◆ **THE PROBLEM**:
Extract and list every line that contains the word "index".

— Start —

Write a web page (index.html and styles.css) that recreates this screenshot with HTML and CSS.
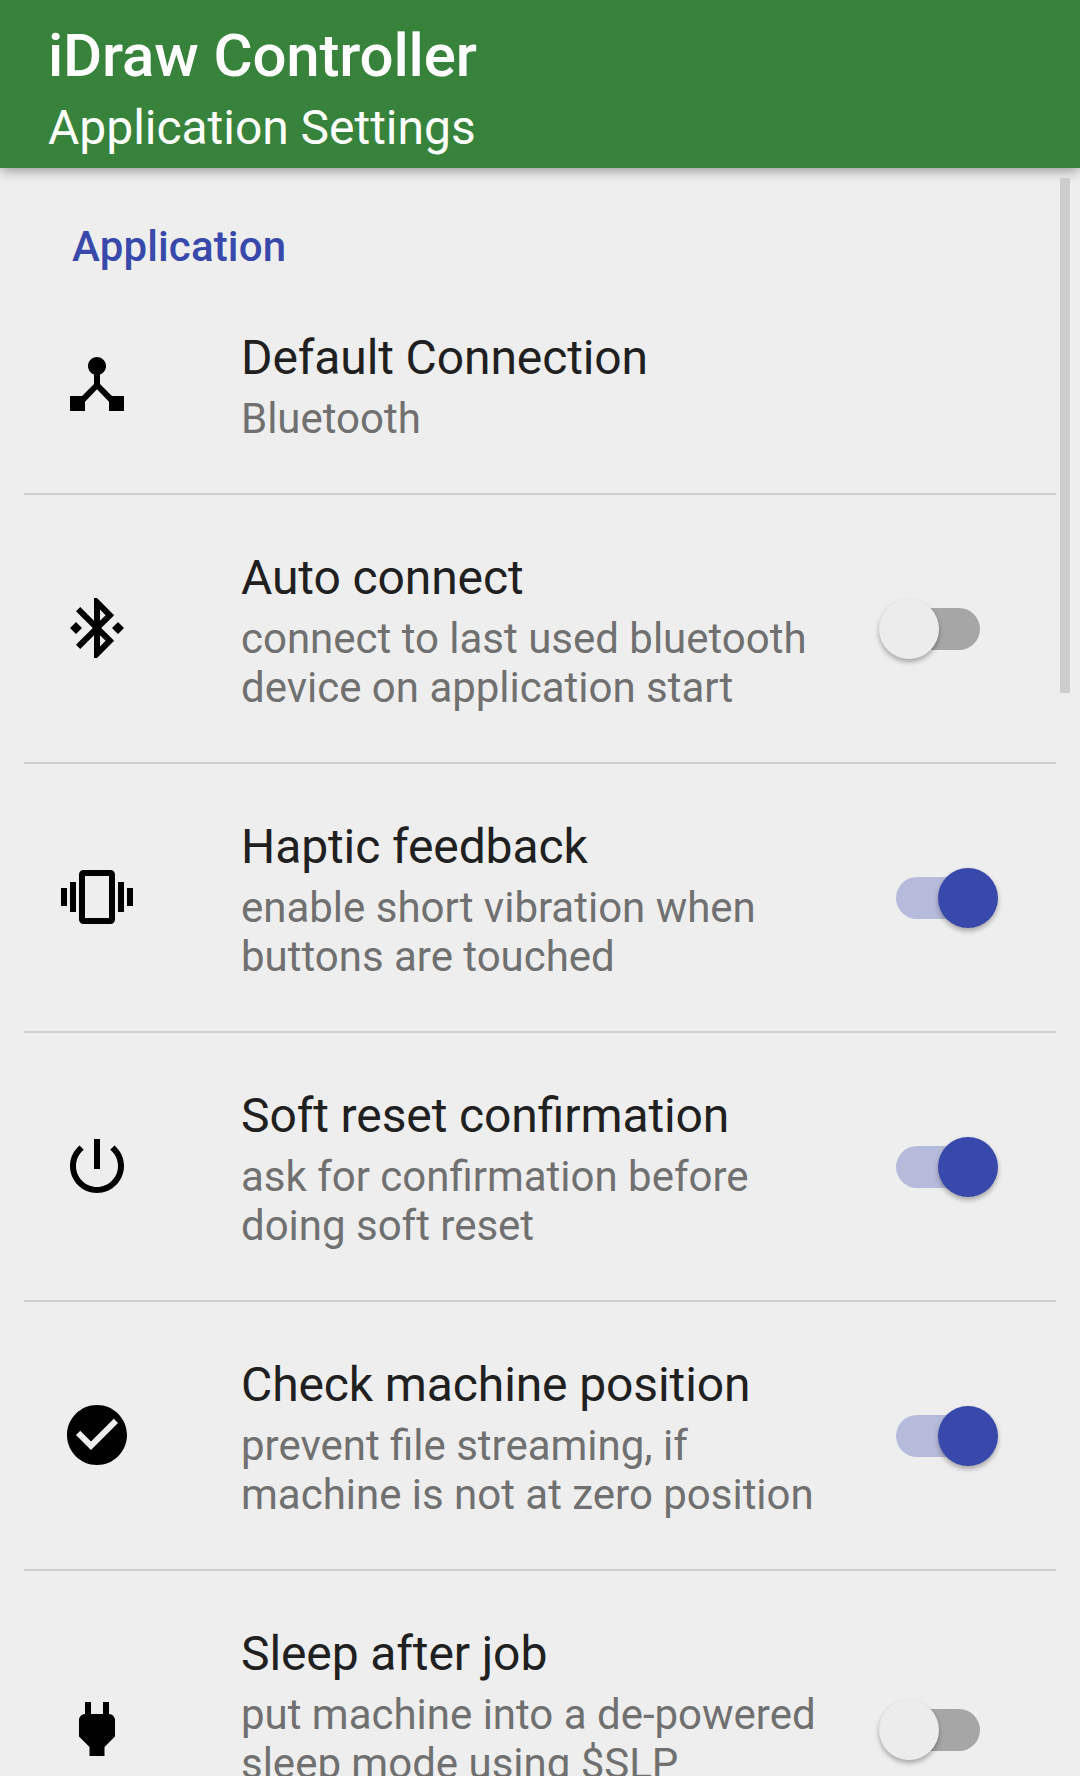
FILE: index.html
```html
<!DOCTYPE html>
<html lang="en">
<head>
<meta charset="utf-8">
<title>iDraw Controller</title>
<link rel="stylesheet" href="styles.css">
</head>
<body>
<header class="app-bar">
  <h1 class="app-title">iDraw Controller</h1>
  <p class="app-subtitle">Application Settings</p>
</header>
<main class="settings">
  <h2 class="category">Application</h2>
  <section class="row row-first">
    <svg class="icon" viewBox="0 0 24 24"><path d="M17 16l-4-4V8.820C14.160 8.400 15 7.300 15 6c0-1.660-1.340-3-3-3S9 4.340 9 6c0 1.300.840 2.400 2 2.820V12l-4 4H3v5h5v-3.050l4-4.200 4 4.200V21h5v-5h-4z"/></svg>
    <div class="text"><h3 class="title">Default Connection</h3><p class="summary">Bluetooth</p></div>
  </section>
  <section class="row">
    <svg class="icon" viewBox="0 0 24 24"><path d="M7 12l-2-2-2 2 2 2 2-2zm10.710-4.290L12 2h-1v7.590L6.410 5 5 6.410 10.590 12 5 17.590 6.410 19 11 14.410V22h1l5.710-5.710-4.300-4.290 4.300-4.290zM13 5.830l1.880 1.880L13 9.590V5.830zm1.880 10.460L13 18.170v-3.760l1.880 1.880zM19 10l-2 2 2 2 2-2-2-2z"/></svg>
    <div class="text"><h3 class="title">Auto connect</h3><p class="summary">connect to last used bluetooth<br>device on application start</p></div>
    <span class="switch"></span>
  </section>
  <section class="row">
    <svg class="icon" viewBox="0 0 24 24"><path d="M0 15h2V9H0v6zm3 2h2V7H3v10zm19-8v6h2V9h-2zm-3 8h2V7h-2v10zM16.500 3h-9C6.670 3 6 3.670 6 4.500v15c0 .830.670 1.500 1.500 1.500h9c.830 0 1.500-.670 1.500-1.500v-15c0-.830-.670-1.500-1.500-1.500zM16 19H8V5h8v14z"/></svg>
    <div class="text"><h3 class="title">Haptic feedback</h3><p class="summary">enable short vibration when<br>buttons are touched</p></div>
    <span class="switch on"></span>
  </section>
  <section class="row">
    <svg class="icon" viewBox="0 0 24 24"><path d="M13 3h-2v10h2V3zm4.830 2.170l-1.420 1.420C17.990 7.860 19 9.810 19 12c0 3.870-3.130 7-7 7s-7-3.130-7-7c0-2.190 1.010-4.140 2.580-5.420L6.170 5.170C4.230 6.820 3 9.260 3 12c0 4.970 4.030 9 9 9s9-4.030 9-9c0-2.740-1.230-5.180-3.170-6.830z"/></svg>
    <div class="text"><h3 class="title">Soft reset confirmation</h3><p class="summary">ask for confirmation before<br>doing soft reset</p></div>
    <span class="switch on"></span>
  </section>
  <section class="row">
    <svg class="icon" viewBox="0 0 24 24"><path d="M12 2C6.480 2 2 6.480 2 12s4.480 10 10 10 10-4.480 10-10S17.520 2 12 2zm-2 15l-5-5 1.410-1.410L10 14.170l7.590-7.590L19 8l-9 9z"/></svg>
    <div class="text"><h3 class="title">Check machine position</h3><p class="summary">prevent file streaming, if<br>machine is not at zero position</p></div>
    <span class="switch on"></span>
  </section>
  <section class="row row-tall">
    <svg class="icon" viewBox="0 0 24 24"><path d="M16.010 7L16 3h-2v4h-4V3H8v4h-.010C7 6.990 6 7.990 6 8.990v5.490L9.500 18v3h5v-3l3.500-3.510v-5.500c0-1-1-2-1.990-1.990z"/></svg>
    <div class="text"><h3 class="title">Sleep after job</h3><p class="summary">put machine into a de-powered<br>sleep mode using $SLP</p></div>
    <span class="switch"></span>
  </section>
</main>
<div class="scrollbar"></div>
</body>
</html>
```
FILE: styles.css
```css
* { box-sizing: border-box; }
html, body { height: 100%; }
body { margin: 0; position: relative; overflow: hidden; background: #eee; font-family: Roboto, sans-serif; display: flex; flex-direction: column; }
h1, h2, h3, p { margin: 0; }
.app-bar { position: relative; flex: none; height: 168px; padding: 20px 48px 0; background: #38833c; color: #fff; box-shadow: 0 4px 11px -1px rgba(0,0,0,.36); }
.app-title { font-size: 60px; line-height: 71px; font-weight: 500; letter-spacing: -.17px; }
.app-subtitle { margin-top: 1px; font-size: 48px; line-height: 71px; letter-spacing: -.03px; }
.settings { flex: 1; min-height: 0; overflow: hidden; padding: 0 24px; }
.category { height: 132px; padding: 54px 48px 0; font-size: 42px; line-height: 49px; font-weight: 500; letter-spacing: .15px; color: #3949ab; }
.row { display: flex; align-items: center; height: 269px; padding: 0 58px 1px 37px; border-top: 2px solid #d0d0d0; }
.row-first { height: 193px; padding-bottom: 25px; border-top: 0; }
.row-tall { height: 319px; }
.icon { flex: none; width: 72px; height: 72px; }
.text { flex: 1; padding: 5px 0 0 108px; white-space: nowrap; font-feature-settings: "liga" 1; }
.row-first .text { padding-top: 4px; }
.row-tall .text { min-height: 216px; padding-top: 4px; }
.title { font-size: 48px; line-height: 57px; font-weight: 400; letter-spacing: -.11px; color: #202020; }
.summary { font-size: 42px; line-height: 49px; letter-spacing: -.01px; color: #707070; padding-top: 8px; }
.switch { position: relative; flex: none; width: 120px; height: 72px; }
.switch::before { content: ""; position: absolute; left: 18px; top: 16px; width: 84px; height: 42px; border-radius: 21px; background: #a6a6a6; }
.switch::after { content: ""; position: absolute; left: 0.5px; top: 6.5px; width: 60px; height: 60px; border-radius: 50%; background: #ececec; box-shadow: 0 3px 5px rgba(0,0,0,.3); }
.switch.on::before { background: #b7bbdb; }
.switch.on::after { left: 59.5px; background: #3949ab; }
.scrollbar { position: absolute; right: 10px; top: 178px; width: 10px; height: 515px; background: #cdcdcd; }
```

— End —

◆ **COMPLETE OUTPUT**:
Write a web page (index.html and styles.css) that recreates this screenshot with HTML and CSS.
FILE: index.html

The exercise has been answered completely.